逆に、TwitterやFacebookに代表されるソーシャルネットワークは、まさにリトル・ピープル的な相互監視社会というべきものを形成している。それと反比例するように衰退の一途を辿っているメディアがテレビという、これまたビッグ・ブラザー的なもの。
また、グローバル経済に過剰適応した結果、会社というシステムそのものが害悪化してしまう「ブラック企業」というのも、リトル・ピープル的なものの顕在化なのではないか。
と、こんな風にパズルのピースを埋めるような作業をするのは楽しいけれど、それだけでは話は進まない。
我々は、リトル・ピープルの時代における「壁(村上春樹がエルサレム賞のスピーチで言っていた意味での)」とどう立ち向かっていけばいいか。宇野は「拡張現実」ではないか?と語る。お、ちょっと文体が書評っぽくなってきた?そうでもないか。
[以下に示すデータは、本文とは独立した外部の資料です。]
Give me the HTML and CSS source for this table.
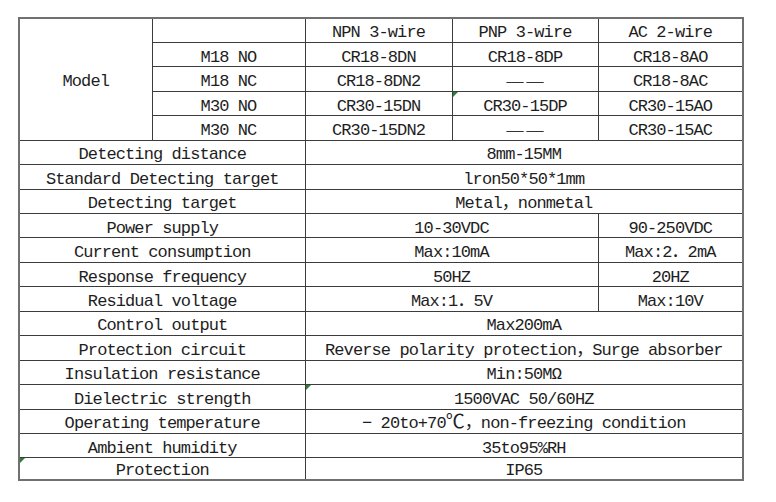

拡張現実とは、平たく言うと、オタクがよくやる「聖地巡礼」のようなもので、現実の世界を虚構、というか物語?で多層化しようという試みのこと、らしい。
以前、「飲食店等の可愛い女性店員情報を共有できるアプリ」というものがあると聞いたことがあるが、アレも拡張現実の一種なのだろうか。
で、これを読んだ僕の感想はというと、すごく面白い!と思うと同時に、どうなんだろうか、と疑問に思ってしまう部分というか割合も結構あった。
これはかなりの印象論になるのだけれど、なんとなく「社会はビッグ・ブラザーからリトル・ピープルへ移行してきている」という物語化が過剰すぎるように感じられる。さらに、あまりに多くの事象をその物語で説明しようとしているため、どうもうさんくささ、のようなものを感じ取ってしまう。もちろんそれが僕のひねくれた性格に起因している可能性は否定できないが。
もっと言うと、「仮面ライダーは村上春樹が予想できなかった世界を表現している」みたいなことを書かれると、「オタク文化>純文学」であるということを主張したいという政治的意図があるのではないか?ということが気になってあまり集中できないのである。いや、これは完全に僕のひねくれの発露であるに違いないのだけれども。
しかし同調するにせよ反発するにせよ、村上春樹(あるいは文学)とオタク批評に興味がある僕のような人間にとっては、ぜひ読んでおくべき、と言える本だと思う。「アイエエエエ!仮面ライダー!?仮面ライダーナンデ!?」と思って読み始めたが、実際、面白かった。